Though it definitely chronicles hurt and pain, Powerlands is ultimately an inspiring and uplifting work, due to a number of smart decisions that allow it to exist outside of the usual documented portraits of these topics. Of course, this all stems from positioning: Ivey Camille Manybeads Tso is a Navajo filmmaker that starts by documenting her community, using her specific lens as a connecting point to then chronicle linked, but importantly distinct, situations around the world. What the film does so well is to capture difference, to capture unique and vibrant culture, while remaining cohesive. The struggle does not define these communities, but the spectre of oppression is a unifying constant. Brilliantly, the result of this is a narrative of collectivism, of solidarity gleaned through narratives of resistance as opposed to narratives of subordination. This is primarily achieved through positioning, where communities speak for themselves and the director’s focus is on capturing life and community as much as it is on chronicling political uprising.

This is because, as the film argues effortlessly, these elements are intertwined. It is culture that is under threat here; therefore, to live your life (and to put that life on screen) becomes an act of joyful resistance. In watching, we view an alternative to the homogenous narratives we see pushed on us through all kinds of media, a different approach to joy, satisfaction and how life can be. Perhaps it is too easy a connection, as a portion of the film takes place in the Philippines, but the work of Kidlat Tahimik comes to mind, specifically Perfumed Nightmare (1977) and Who Invented the Yoyo? Who Invented the Moon Buggy? (1979). Though these works are very tonally divergent to Powerlands, being satirical films marked by irreverent humour, they similarly challenge capitalist notions of progress and success through evocative cultural projects. They also all manage to be deeply anti-imperialist and politically evocative while remaining celebratory.

In Powerlands a lot of this comes from structure, our focus is on learning how communities are standing up to oppression as opposed to being merely victims of it. During this time, there is an astute balance between interview segments (with external narration kept to a minimum) chronicling these narratives and just shots of existence. As much filmic space is given to somebody carrying a lamb through town, or people dancing, as is given to a story of an uprising (an important equalising that speaks to a very democratic feeling work, a film of solidarity). Thusly, these communities are defined by themselves on their own terms, allowed to exist, the ultimate act of resistance when it is their very identity that is under attack. To call it a respectful portrait is too light: it is a legitimate portrait; it is the only way these narratives and communities should be portrayed.
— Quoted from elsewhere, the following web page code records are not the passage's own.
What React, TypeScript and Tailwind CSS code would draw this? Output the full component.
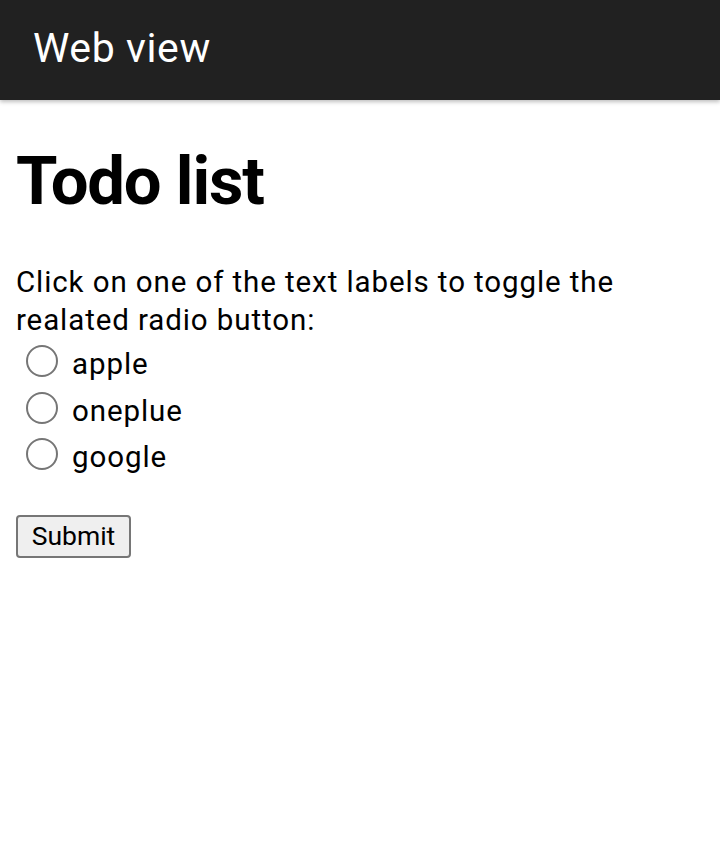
import React from "react";

export default function App() {
  const items = ["apple", "oneplue", "google"];
  return (
    <div className="min-h-[863px] bg-white" style={{ fontFamily: "Roboto, 'Liberation Sans', sans-serif" }}>
      <div className="h-[100px] bg-[#212121] flex items-center pl-[33px] shadow-[0_2px_4px_rgba(0,0,0,0.25)]">
        <span className="text-white text-[41px] leading-none pb-[4px] tracking-[0.6px]" style={{ fontFamily: "Roboto, sans-serif" }}>Web view</span>
      </div>
      <div className="px-[16px]">
        <h1 className="text-[67px] font-bold text-black leading-[80px] mt-[41px] tracking-[-1.2px]">Todo list</h1>
        <p className="text-[29.5px] leading-[38px] text-black mt-[42px] tracking-[0.9px]">
          Click on one of the text labels to toggle the realated radio button:
        </p>
        <div className="flex flex-col mt-[2px]">
          {items.map((it) => (
            <label key={it} className="flex items-center h-[46.5px] text-[29.5px] text-black tracking-[0.9px]">
              <span className="ml-[10px] w-[32px] h-[32px] rounded-full border-[2px] border-[#767676] bg-white shrink-0 -mt-[6px]" />
              <span className="ml-[14px]">{it}</span>
            </label>
          ))}
        </div>
        <button className="mt-[34px] h-[43px] w-[115px] bg-[#efefef] border-[2px] border-[#767676] rounded-[4px] text-[26.5px] text-black leading-none flex items-center justify-center">
          Submit
        </button>
      </div>
    </div>
  );
}
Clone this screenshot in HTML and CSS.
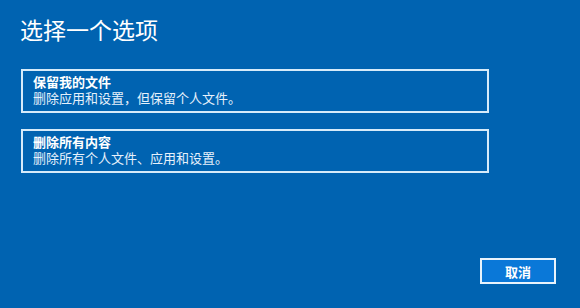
FILE: index.html
```html
<!DOCTYPE html>
<html lang="zh-CN">
<head>
  <meta charset="UTF-8" />
  <title>选择一个选项</title>
  <link rel="stylesheet" href="styles.css">
</head>
<body>
  <div class="page">
    <h1 class="title">选择一个选项</h1>
    <div class="options">
      <div class="option">
        <div class="option-name">保留我的文件</div>
        <div class="option-desc">删除应用和设置，但保留个人文件。</div>
      </div>
      <div class="option">
        <div class="option-name">删除所有内容</div>
        <div class="option-desc">删除所有个人文件、应用和设置。</div>
      </div>
    </div>
    <div class="footer">
      <button class="btn">取消</button>
    </div>
  </div>
</body>
</html>
```

FILE: styles.css
```css
body {
  margin: 0;
  background: #0063b1;
  color: #ffffff;
  font-family: "Noto Sans CJK SC", "Noto Sans", sans-serif;
  overflow: hidden;
}
.page {
  height: 308px;
  box-sizing: border-box;
  padding: 0 24px 24px 21px;
  display: flex;
  flex-direction: column;
}
.title {
  margin: 14px 0 0 -1px;
  font-size: 23px;
  font-weight: normal;
  line-height: 30px;
}
.options {
  margin-top: 25px;
  display: flex;
  flex-direction: column;
  gap: 16px;
}
.option {
  width: 468px;
  height: 44px;
  box-sizing: border-box;
  border: 2px solid #d6ebfa;
  padding: 3px 10px 0;
}
.option-name {
  font-size: 13px;
  font-weight: bold;
  line-height: 16px;
}
.option-desc {
  font-size: 13px;
  line-height: 16px;
  color: #e6f1fb;
}
.footer {
  margin-top: auto;
  display: flex;
  justify-content: flex-end;
}
.btn {
  width: 76px;
  height: 26px;
  background: #0a78d8;
  border: 2px solid #e8f3fc;
  color: #ffffff;
  font-family: inherit;
  font-size: 13px;
  font-weight: bold;
  padding: 0;
}
```
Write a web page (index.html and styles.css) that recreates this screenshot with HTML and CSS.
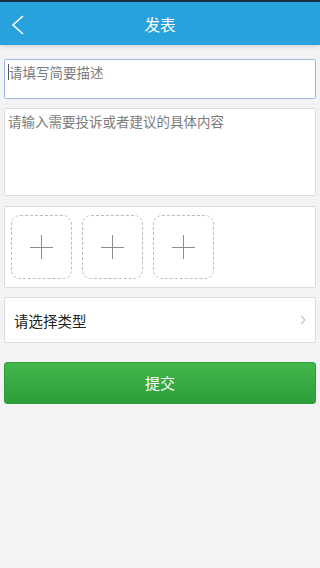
FILE: index.html
```html
<!DOCTYPE html>
<html lang="zh">
<head>
<meta charset="utf-8">
<title>发表</title>
<link rel="stylesheet" href="styles.css">
</head>
<body>
<div class="status"></div>
<header class="topbar">
  <span class="back">
    <svg width="14" height="20" viewBox="0 0 14 20"><path d="M12 1 L2 10 L12 19" fill="none" stroke="#fff" stroke-width="1.6"/></svg>
  </span>
  <h1 class="title">发表</h1>
</header>
<main class="content">
  <div class="field field-short focused"><span class="caret"></span><span class="ph">请填写简要描述</span></div>
  <div class="field field-long"><span class="ph">请输入需要投诉或者建议的具体内容</span></div>
  <div class="pics">
    <div class="tile"><span class="plus"></span></div>
    <div class="tile"><span class="plus"></span></div>
    <div class="tile"><span class="plus"></span></div>
  </div>
  <div class="select">
    <span class="select-label">请选择类型</span>
    <svg class="chev" width="6" height="10" viewBox="0 0 6 10"><path d="M1 1 L5 5 L1 9" fill="none" stroke="#c4c4c4" stroke-width="1.2"/></svg>
  </div>
  <button class="submit">提交</button>
</main>
</body>
</html>
```
FILE: styles.css
```css
* { box-sizing: border-box; }
html, body { margin: 0; padding: 0; }
body {
  width: 320px;
  height: 568px;
  background: #f3f3f5;
  font-family: "Noto Sans CJK SC", "Noto Sans", sans-serif;
  overflow: hidden;
}
.status { height: 2px; background: #1d3047; }
.topbar {
  height: 43px;
  background: #28a2dd;
  display: flex;
  align-items: center;
  justify-content: center;
  position: relative;
  box-shadow: 0 2px 4px rgba(0,0,0,0.12);
}
.back {
  position: absolute;
  left: 11px;
  top: 13px;
  display: flex;
}
.title {
  margin: 0;
  font-size: 15.5px;
  font-weight: normal;
  color: #fff;
  line-height: 20px;
}
.content {
  padding: 14px 4px 0;
  display: flex;
  flex-direction: column;
}
.field {
  background: #fff;
  border: 1px solid #dcdcdc;
  border-radius: 2px;
  padding: 2px 6px 0 3px;
  display: flex;
  align-items: flex-start;
  font-size: 13.5px;
  line-height: 20px;
  color: #7c7c7c;
}
.field-short { height: 40px; }
.field-short.focused { border-color: #9db8e3; }
.field-long { height: 88px; margin-top: 9px; }
.caret {
  width: 1px;
  height: 16px;
  background: #555;
  margin-top: 2px;
  margin-right: 0;
}
.pics {
  margin-top: 10px;
  height: 82px;
  background: #fff;
  border: 1px solid #dcdcdc;
  border-radius: 2px;
  padding: 8px 6px;
  display: flex;
  gap: 10px;
}
.tile {
  width: 61px;
  height: 64px;
  border: 1px dashed #bdbdbd;
  border-radius: 9px;
  display: flex;
  align-items: center;
  justify-content: center;
}
.plus {
  width: 23px;
  height: 24px;
  position: relative;
  display: block;
}
.plus::before, .plus::after {
  content: "";
  position: absolute;
  background: #8c8c8c;
}
.plus::before { left: 0; right: 0; top: 11.5px; height: 1px; }
.plus::after { top: 0; bottom: 0; left: 11px; width: 1px; }
.select {
  margin-top: 9px;
  height: 46px;
  background: #fff;
  border: 1px solid #dcdcdc;
  border-radius: 2px;
  display: flex;
  align-items: center;
  justify-content: space-between;
  padding: 0 9px 0 9px;
}
.select-label {
  font-size: 14.5px;
  color: #222;
}
.chev { margin-right: 0; }
.submit {
  margin-top: 19px;
  height: 42px;
  width: 100%;
  border: 1px solid #2f9a3b;
  border-radius: 3px;
  background: linear-gradient(#42b84c, #2d9d3a);
  color: #fff;
  font-family: "Noto Sans CJK SC", "Noto Sans", sans-serif;
  font-size: 15px;
  line-height: 20px;
  padding: 0 0 1px;
}
```
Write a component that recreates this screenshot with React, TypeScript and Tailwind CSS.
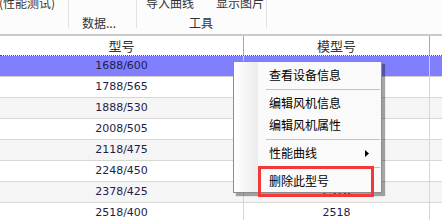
const rows = [
  ['1688/600', ''],
  ['1788/565', ''],
  ['1888/530', ''],
  ['2008/505', ''],
  ['2118/475', ''],
  ['2248/450', ''],
  ['2378/425', '2378'],
  ['2518/400', '2518'],
]

const cjk = "font-['Noto_Sans_CJK_SC',sans-serif]"

function MenuItem({ label, arrow }: { label: string; arrow?: boolean }) {
  return (
    <div className="h-[22px] flex items-center pl-[35px] pr-[12px] relative">
      <span className="text-[12px] leading-none text-black">{label}</span>
      {arrow && (
        <svg className="absolute right-[12px] top-[8px]" width="4" height="7" viewBox="0 0 4 7">
          <path d="M0 0 L4 3.5 L0 7 Z" fill="#000" />
        </svg>
      )}
    </div>
  )
}

function Sep() {
  return (
    <div className="h-[6px] flex items-center pl-[32px] pr-[1px]">
      <div className="h-px w-full bg-[#c4c4c4]" />
    </div>
  )
}

export default function App() {
  return (
    <div className={`w-[442px] h-[220px] overflow-hidden relative bg-white ${cjk}`}>
      {/* ribbon */}
      <div className="h-[36px] bg-[#fcfcfc] flex text-[12px] text-[#333] border-b-2 border-[#c9c9c9]">
        <div className="w-[69px] relative border-r border-[#e2e2e2] h-[28px]">
          <span className="absolute left-[-1px] top-[-6px] whitespace-nowrap">(性能测试)</span>
        </div>
        <div className="w-[68px] relative border-r border-[#e2e2e2] h-[28px]">
          <span className="absolute left-[13px] top-[14px] whitespace-nowrap">数据...</span>
        </div>
        <div className="w-[130px] relative border-r border-[#e2e2e2] h-[28px]">
          <span className="absolute left-[9px] top-[-6px] whitespace-nowrap">导入曲线</span>
          <span className="absolute left-[79px] top-[-6px] whitespace-nowrap">显示图片</span>
          <span className="absolute left-[52px] top-[14px] whitespace-nowrap">工具</span>
        </div>
      </div>

      {/* grid header */}
      <div className="h-[20px] flex bg-white text-[13px] text-[#333] border-b border-dotted border-[#505070]">
        <div className="w-[244px] border-r border-[#a8a8a8] flex items-center justify-center leading-none">型号</div>
        <div className="w-[186px] border-r border-[#a8a8a8] flex items-center justify-center leading-none">模型号</div>
        <div className="flex-1" />
      </div>

      {/* rows */}
      <div className="font-['DejaVu_Sans',sans-serif] text-[11px] text-[#1e1e46]">
        {rows.map((r, i) => {
          const sel = i === 0
          const bg = sel ? 'bg-[#8080ff]' : i % 2 === 1 ? 'bg-white' : 'bg-[#f5f5f5]'
          return (
            <div key={r[0]} className={`h-[21px] flex border-b ${sel ? 'border-[#d0d0d0]' : 'border-[#d6d6d6]'} ${bg}`}>
              <div className={`w-[244px] border-r ${sel ? 'border-[#c8c8ff]' : 'border-[#d6d6d6]'} flex items-center justify-center`}>
                {r[0]}
              </div>
              <div className={`w-[186px] border-r ${sel ? 'border-[#c8c8ff]' : 'border-[#d6d6d6]'} flex items-center justify-center`}>
                {r[1]}
              </div>
              <div className="flex-1" />
            </div>
          )
        })}
      </div>

      {/* context menu */}
      <div className="absolute left-[233px] top-[61px] w-[149px] border border-[#8c8c8c] bg-[#fafafa] shadow-[3px_3px_1px_rgba(0,0,0,0.35)] pt-[2px]">
        <div className="absolute left-0 top-0 bottom-0 w-[24px] bg-gradient-to-r from-[#ffffff] to-[#ececec]" />
        <div className="relative">
          <MenuItem label="查看设备信息" />
          <Sep />
          <MenuItem label="编辑风机信息" />
          <MenuItem label="编辑风机属性" />
          <Sep />
          <MenuItem label="性能曲线" arrow />
          <Sep />
          <MenuItem label="删除此型号" />
        </div>
      </div>

      {/* highlight box */}
      <div className="absolute left-[258px] top-[166px] w-[116px] h-[31px] border-[3px] border-[#f03a3a]" />
    </div>
  )
}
Of course, the narratives are vital. This film provides great cultural insight as well taking us through a number of specific events, educating effortlessly. There is a breadth of topics that shows that, while these stories are importantly united, the specifics are nuanced and complex. Luckily, the film is able to engage with the layers here, taking multifaceted topics and just making the perfect decision of having the right people talk about them. One standout moment is a section about a windfarm. We start with the visual, one of the key strengths of the film is its visual storytelling (where land and people are able to exist on screen and their very presentation is allowed to speak volumes), lines of wind turbines, an image that immediately evokes environmentalism. From this point, the film explains the complexities behind this outward symbol of environmentalism, showing that the community it has been placed on exist without power. Somewhere, a company can boast of its sustainable power source; meanwhile, that source is disrupting a community with its presence, stealing the resources (perceptive narration talks about the wind in this area and its cultural import). This is not to say we should reject ‘green’ power; it is to say that these surface level signs of progress can be mere greenwashing. The realities are complex and the innately corrupt system cannot produce ethical results. The narrative continues though, starting in talk of the disruption of the community and land, but building up to a point about how the community are working to collectively take control of this power. Then, we have renewable power from a community providing to their own community, from a land they have been connected to through generations, an important step.

These kinds of narratives echo throughout. People are pushed down and held under but still they rise. We don’t have footage of suffering and violence, and there easily could have been. Instead, we have curious footage of life being lived. So many documentaries end up being the precise thing that Mayolo and Ospina’s masterpiece short, The Vampires of Poverty (1978), exposed: parasitic documents that function as suffering and poverty porn, poking at communities from an outside perspective with the aim of curating pain. Instead of this, Ivey Camille Manybeads Tso has more in common with Agnes Varda, and her iconic filmic curiosity. The director’s presence is felt throughout, though it never feels obtrusive, the lens evoking a sightline. A number of sequences really show this. At one point we spend time with an armed group. The footage isn’t of violence, it is of collectivism, of communal living. An individual is doing drills with their gun. In the hands of Ivey Camille Manybeads Tso, it becomes expression and dance. A moment of joy and of identity where the curious camera pans around, isolating parts to focus on movement. The lingering image is red wellington boots in the mud, filling the frame, dancing around playfully. Of course, the complex politics around the situation are displayed, the film is very aware of this, but finding joy becomes a motif. Right near the end, an act of defiance is also an act of joy: young people from the Navajo Nation graffiti a polluted well with a warning to not drink from it. It is a layered act, through graffiti they enact a symbolic reclamation but, alongside this, the connotations are artistic, vibrant even. The core of the act is one of expression (facing destruction with construction), defiance done through creativity. Our filmmaker finds the joy, she finds the dance in the struggle and articulates, powerfully, how that dance is the struggle; she finds the creativity in using graffiti art as reclamation, she shows us the art of protest, the expressive and constructive nature of it. When living under these conditions and when oppressed by these institutions, to live is a resistant act; to live joyously is revolutionary. This film carries that revolutionary spirit and does so effortlessly.